'''

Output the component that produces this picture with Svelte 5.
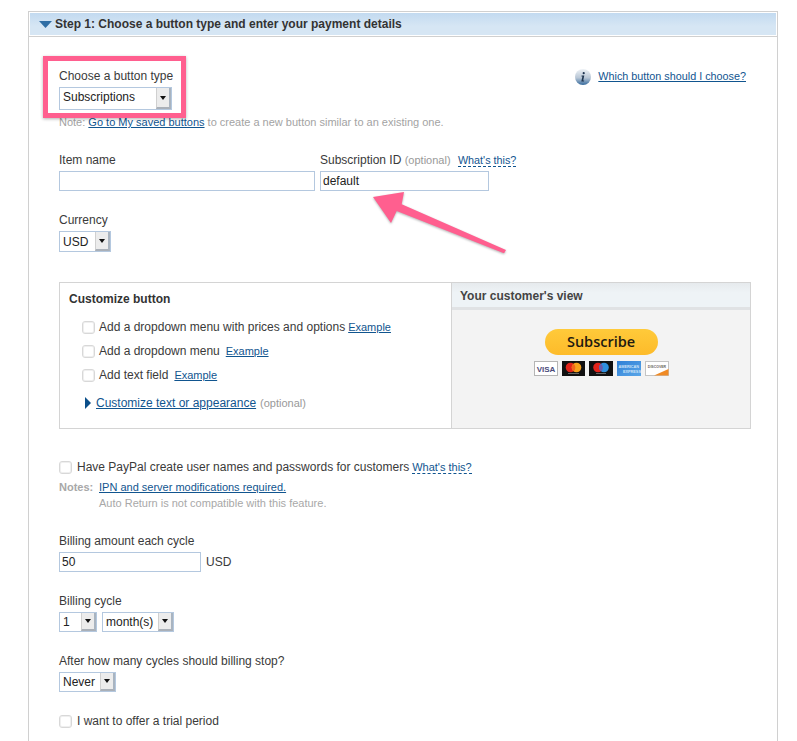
<script>
	const options = [
		{ label: "Add a dropdown menu with prices and options", gap: 3 },
		{ label: "Add a dropdown menu", gap: 6 },
		{ label: "Add text field", gap: 6 }
	];
</script>

{#snippet dropdown(text, width)}
	<div class="select" style="width: {width}px">
		<span class="select-text">{text}</span>
		<span class="select-btn"><i></i></span>
	</div>
{/snippet}

<div class="page">
	<div class="panel">
		<div class="panel-head">
			<svg class="head-arrow" width="13" height="7" viewBox="0 0 13 7"><path d="M0 0h13L6.500 7z" fill="#2f6ea5" /></svg>
			<h2>Step 1: Choose a button type and enter your payment details</h2>
		</div>

		<div class="panel-body">
			<div class="type-row">
				<div>
					<div class="label">Choose a button type</div>
					{@render dropdown("Subscriptions", 113)}
				</div>
				<div class="which">
					<svg width="16" height="16" viewBox="0 0 16 16">
						<defs>
							<linearGradient id="ball" x1="0" y1="0" x2="0" y2="1">
								<stop offset="0" stop-color="#eef2f6" />
								<stop offset="0.55" stop-color="#b9c7d6" />
								<stop offset="1" stop-color="#34699c" />
							</linearGradient>
						</defs>
						<circle cx="8" cy="8" r="8" fill="url(#ball)" />
						<circle cx="8.700" cy="4.200" r="1.100" fill="#1f3550" />
						<path d="M6.600 6.600h2.700l-1.100 5h1l-.2.900H6.300l1.100-5h-1z" fill="#1f3550" />
					</svg>
					<a href="#which">Which button should I choose?</a>
				</div>
			</div>

			<p class="note">Note: <a href="#saved">Go to My saved buttons</a> to create a new button similar to an existing one.</p>

			<div class="name-row">
				<div>
					<div class="label">Item name</div>
					<div class="input item-input"></div>
				</div>
				<div>
					<div class="label">Subscription ID <span class="optional">(optional)</span> <a class="dashed" href="#id">What's this?</a></div>
					<div class="input sub-input">default</div>
				</div>
			</div>

			<div class="currency">
				<div class="label">Currency</div>
				{@render dropdown("USD", 52)}
			</div>

			<div class="customize">
				<div class="customize-left">
					<h3>Customize button</h3>
					<ul>
						{#each options as opt}
							<li>
								<span class="check"></span>
								<span>{opt.label}</span>
								<a class="small-link" style="margin-left: {opt.gap}px" href="#example">Example</a>
							</li>
						{/each}
					</ul>
					<div class="appearance">
						<svg width="6" height="12" viewBox="0 0 6 12"><path d="M0 0l6 6-6 6z" fill="#0b4f8a" /></svg>
						<a href="#custom">Customize text or appearance</a>
						<span class="optional">(optional)</span>
					</div>
				</div>
				<div class="customize-right">
					<div class="view-head">Your customer's view</div>
					<div class="preview">
						<div class="sub-btn">Subscribe</div>
						<div class="cards">
							<svg width="24" height="15" viewBox="0 0 24 15">
								<rect x=".5" y=".5" width="23" height="14" fill="#fff" stroke="#b5b5b5" />
								<text x="12" y="10.500" text-anchor="middle" class="visa">VISA</text>
							</svg>
							<svg width="23" height="15" viewBox="0 0 23 15">
								<rect width="23" height="15" fill="#111" />
								<circle cx="8.500" cy="6.500" r="4.800" fill="#e2231a" />
								<circle cx="14.500" cy="6.500" r="4.800" fill="#f6a01a" />
								<path d="M11.500 2.700a4.800 4.800 0 0 1 0 7.600 4.800 4.800 0 0 1 0-7.600z" fill="#f2661b" />
								<rect x="6" y="12" width="11" height="1" fill="#666" />
							</svg>
							<svg width="24" height="15" viewBox="0 0 24 15">
								<rect width="24" height="15" fill="#111" />
								<circle cx="9" cy="6.500" r="4.800" fill="#e2231a" />
								<circle cx="15" cy="6.500" r="4.800" fill="#2f8fdc" />
								<path d="M12 2.700a4.800 4.800 0 0 1 0 7.600 4.800 4.800 0 0 1 0-7.600z" fill="#6b5aa8" />
								<rect x="7" y="12" width="10" height="1" fill="#666" />
							</svg>
							<svg width="24" height="15" viewBox="0 0 24 15">
								<defs>
									<linearGradient id="amex" x1="0" y1="0" x2="1" y2="1">
										<stop offset="0" stop-color="#2f7fd6" />
										<stop offset="1" stop-color="#5aa6e8" />
									</linearGradient>
								</defs>
								<rect width="24" height="15" fill="url(#amex)" />
								<text x="1.500" y="6.500" class="amex">AMERICAN</text>
								<text x="6" y="11.500" class="amex">EXPRESS</text>
							</svg>
							<svg width="24" height="15" viewBox="0 0 24 15">
								<rect x=".5" y=".5" width="23" height="14" fill="#fff" stroke="#c4c4c4" />
								<path d="M9 14.500L23.500 8v6.500z" fill="#f08a24" />
								<text x="12" y="7" text-anchor="middle" class="discover">DISCOVER</text>
							</svg>
						</div>
					</div>
				</div>
			</div>

			<div class="paypal-row">
				<span class="check"></span>
				<span>Have PayPal create user names and passwords for customers</span>
				<a class="dashed small-link" href="#this">What's this?</a>
			</div>
			<div class="notes">
				<b>Notes:</b>
				<div>
					<a href="#ipn">IPN and server modifications required.</a>
					<div class="auto">Auto Return is not compatible with this feature.</div>
				</div>
			</div>

			<div class="billing">
				<div class="label">Billing amount each cycle</div>
				<div class="amount">
					<div class="input amount-input">50</div>
					<span>USD</span>
				</div>
			</div>

			<div class="cycle">
				<div class="label">Billing cycle</div>
				<div class="amount">
					{@render dropdown("1", 38)}
					{@render dropdown("month(s)", 72)}
				</div>
			</div>

			<div class="stop">
				<div class="label">After how many cycles should billing stop?</div>
				{@render dropdown("Never", 57)}
			</div>

			<div class="trial">
				<span class="check"></span>
				<span>I want to offer a trial period</span>
			</div>
		</div>
	</div>

	<!-- pink annotations drawn on top of the screenshot -->
	<div class="pink-box"></div>
	<svg class="pink-arrow" width="160" height="80" viewBox="0 0 160 80">
		<path d="M13 12L44 7 41.700 19.300 146 65 144 68.300 36.700 26 31 38z" fill="#ff5f8f" />
	</svg>
</div>

<style>
	:global(body) {
		background: #fff;
		font-family: "Liberation Sans", Arial, sans-serif;
		font-size: 12px;
		color: #3a3a3a;
	}

	.page {
		position: relative;
		height: 741px;
		padding-top: 11px;
		box-sizing: border-box;
		overflow: hidden;
	}

	a {
		color: #11558f;
		text-decoration: underline;
	}

	.panel {
		margin-left: 28px;
		width: 750px;
		box-sizing: border-box;
		border: 1px solid #d0d0d0;
		height: 800px;
	}

	.panel-head {
		display: flex;
		align-items: center;
		gap: 3px;
		height: 24px;
		padding-left: 9px;
		background: linear-gradient(#c2daf0, #d6e6f4 60%);
		border: 1px solid #fff;
		box-shadow: 0 1px 0 #d0d0d0;
		box-sizing: border-box;
	}

	.panel-head h2 {
		margin: 0;
		font-size: 12px;
		font-weight: bold;
		color: #333;
	}

	.panel-body {
		padding: 32px 27px 0 30px;
	}

	/* line box is taller than the block so the text sits 1px lower */
	.label {
		height: 16px;
		line-height: 17px;
		margin-bottom: 3px;
		white-space: nowrap;
	}

	.type-row {
		display: flex;
		justify-content: space-between;
		align-items: flex-start;
	}

	.which {
		display: flex;
		align-items: flex-start;
		gap: 7px;
		margin: 1px 4px 0 0;
		font-size: 10.800px;
		line-height: 14px;
	}

	.select {
		display: flex;
		align-items: stretch;
		height: 23px;
		box-sizing: border-box;
		border: 1px solid #b4c8df;
		background: #fff;
	}

	.select-text {
		flex: 1;
		padding-left: 3px;
		line-height: 19px;
		color: #222;
	}

	.select-btn {
		display: flex;
		align-items: center;
		justify-content: center;
		width: 15px;
		background: #ececec;
		border-left: 1px solid #d0d0d0;
		border-right: 2px solid #a9b4c0;
		border-bottom: 2px solid #aab0b8;
		box-sizing: border-box;
	}

	.select-btn i {
		border-left: 3.500px solid transparent;
		border-right: 3.500px solid transparent;
		border-top: 4px solid #111;
	}

	.note {
		margin: 5px 0 0;
		font-size: 11px;
		line-height: 15px;
		color: #a3a3a3;
	}

	.name-row {
		display: flex;
		gap: 5px;
		margin-top: 22px;
	}

	.input {
		box-sizing: border-box;
		height: 20px;
		border: 1px solid #b4c8df;
		background: #fff;
		padding-left: 2px;
		line-height: 18px;
		color: #222;
	}

	.item-input {
		width: 256px;
	}

	.sub-input {
		width: 169px;
	}

	.optional {
		color: #999;
		font-size: 11px;
	}

	.dashed {
		margin-left: 4px;
		text-decoration: none;
		border-bottom: 1px dashed #11558f;
		font-size: 10.800px;
	}

	.currency {
		margin-top: 21px;
	}

	.currency .select {
		height: 21px;
	}

	.currency .select-text {
		line-height: 20px;
	}

	.customize {
		display: flex;
		margin-top: 30px;
		width: 692px;
		height: 147px;
		box-sizing: border-box;
		border: 1px solid #d4d4d4;
	}

	.customize-left {
		width: 392px;
		box-sizing: border-box;
		padding: 9px 9px 0;
		border-right: 1px solid #d4d4d4;
	}

	.customize-left h3 {
		margin: 0;
		font-size: 12px;
		line-height: 15px;
		color: #333;
	}

	.customize-left ul {
		list-style: none;
		margin: 12px 0 0;
		padding: 0 0 0 13px;
		display: flex;
		flex-direction: column;
		gap: 8px;
	}

	.customize-left li {
		display: flex;
		align-items: center;
		height: 16px;
	}

	.check {
		flex: none;
		width: 13px;
		height: 13px;
		margin-right: 4px;
		box-sizing: border-box;
		border: 1px solid #d8d8d8;
		border-radius: 3px;
		background: #fff;
		box-shadow: inset 0 0 0 1px #efefef;
	}

	.small-link {
		font-size: 11px;
	}

	.appearance {
		display: flex;
		align-items: center;
		margin: 12px 0 0 16px;
		height: 16px;
	}

	.appearance a {
		margin-left: 5px;
	}

	.appearance .optional {
		margin-left: 4px;
	}

	.customize-right {
		flex: 1;
		display: flex;
		flex-direction: column;
	}

	.view-head {
		height: 27px;
		line-height: 27px;
		box-sizing: border-box;
		padding-left: 8px;
		font-weight: bold;
		color: #444;
		background: linear-gradient(#e6eaed, #eef3f6 40%);
		border-bottom: 3px solid #e0e2e4;
	}

	.preview {
		flex: 1;
		background: #f3f3f3;
		display: flex;
		flex-direction: column;
		align-items: center;
		padding-top: 19px;
	}

	.sub-btn {
		width: 113px;
		height: 26px;
		line-height: 26px;
		border-radius: 13px;
		text-align: center;
		font-family: "Open Sans", sans-serif;
		font-weight: 600;
		font-size: 14.500px;
		color: #1f1a10;
		background: linear-gradient(#ffca3a, #fdbb2a);
	}

	.cards {
		display: flex;
		gap: 4px;
		margin-top: 6px;
	}

	.visa {
		font: bold 8px "Liberation Sans", sans-serif;
		fill: #4a4a7a;
	}

	.amex {
		font: bold 3.800px "Liberation Sans", sans-serif;
		fill: #cfe4f8;
	}

	.discover {
		font: bold 3.500px "Liberation Sans", sans-serif;
		fill: #6a625c;
	}

	.paypal-row {
		display: flex;
		align-items: center;
		margin-top: 30px;
		height: 16px;
	}

	.paypal-row .check {
		margin-right: 5px;
	}

	.paypal-row .dashed {
		margin-left: 3px;
	}

	.notes {
		display: flex;
		gap: 6px;
		margin-top: 4px;
		font-size: 11px;
		line-height: 16px;
		color: #a8a8a8;
	}

	.notes b {
		width: 34px;
	}

	/* these two labels sit 1px higher than the default */
	.billing .label,
	.cycle .label {
		height: 15px;
		line-height: 15px;
	}

	.billing {
		margin-top: 23px;
	}

	.amount {
		display: flex;
		align-items: center;
		gap: 5px;
	}

	.amount-input {
		width: 142px;
	}

	.cycle {
		margin-top: 22px;
	}

	.stop {
		margin-top: 21px;
	}

	.cycle .select,
	.stop .select {
		height: 20px;
	}

	.cycle .select-text,
	.stop .select-text {
		line-height: 19px;
	}

	.trial {
		display: flex;
		align-items: center;
		margin-top: 21px;
		height: 16px;
	}

	.trial .check {
		margin-right: 5px;
	}

	.pink-box {
		position: absolute;
		left: 43px;
		top: 56px;
		width: 143px;
		height: 62px;
		box-sizing: border-box;
		border: 5px solid #ff5f8f;
		box-shadow: 0 1px 3px rgba(0, 0, 0, 0.3);
	}

	.pink-arrow {
		position: absolute;
		left: 360px;
		top: 185px;
		filter: drop-shadow(0 1px 1px rgba(0, 0, 0, 0.3));
	}
</style>
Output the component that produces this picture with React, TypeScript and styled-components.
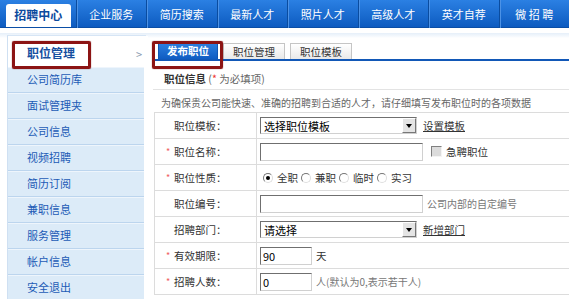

'''

__What the task asks__:
Your task is to return the lines above, from the first one up to and including the line containing "an existing one.</p>", minus any pictures.

__Worked solution__:
Output the component that produces this picture with Svelte 5.
<script>
	const options = [
		{ label: "Add a dropdown menu with prices and options", gap: 3 },
		{ label: "Add a dropdown menu", gap: 6 },
		{ label: "Add text field", gap: 6 }
	];
</script>

{#snippet dropdown(text, width)}
	<div class="select" style="width: {width}px">
		<span class="select-text">{text}</span>
		<span class="select-btn"><i></i></span>
	</div>
{/snippet}

<div class="page">
	<div class="panel">
		<div class="panel-head">
			<svg class="head-arrow" width="13" height="7" viewBox="0 0 13 7"><path d="M0 0h13L6.500 7z" fill="#2f6ea5" /></svg>
			<h2>Step 1: Choose a button type and enter your payment details</h2>
		</div>

		<div class="panel-body">
			<div class="type-row">
				<div>
					<div class="label">Choose a button type</div>
					{@render dropdown("Subscriptions", 113)}
				</div>
				<div class="which">
					<svg width="16" height="16" viewBox="0 0 16 16">
						<defs>
							<linearGradient id="ball" x1="0" y1="0" x2="0" y2="1">
								<stop offset="0" stop-color="#eef2f6" />
								<stop offset="0.55" stop-color="#b9c7d6" />
								<stop offset="1" stop-color="#34699c" />
							</linearGradient>
						</defs>
						<circle cx="8" cy="8" r="8" fill="url(#ball)" />
						<circle cx="8.700" cy="4.200" r="1.100" fill="#1f3550" />
						<path d="M6.600 6.600h2.700l-1.100 5h1l-.2.900H6.300l1.100-5h-1z" fill="#1f3550" />
					</svg>
					<a href="#which">Which button should I choose?</a>
				</div>
			</div>

			<p class="note">Note: <a href="#saved">Go to My saved buttons</a> to create a new button similar to an existing one.</p>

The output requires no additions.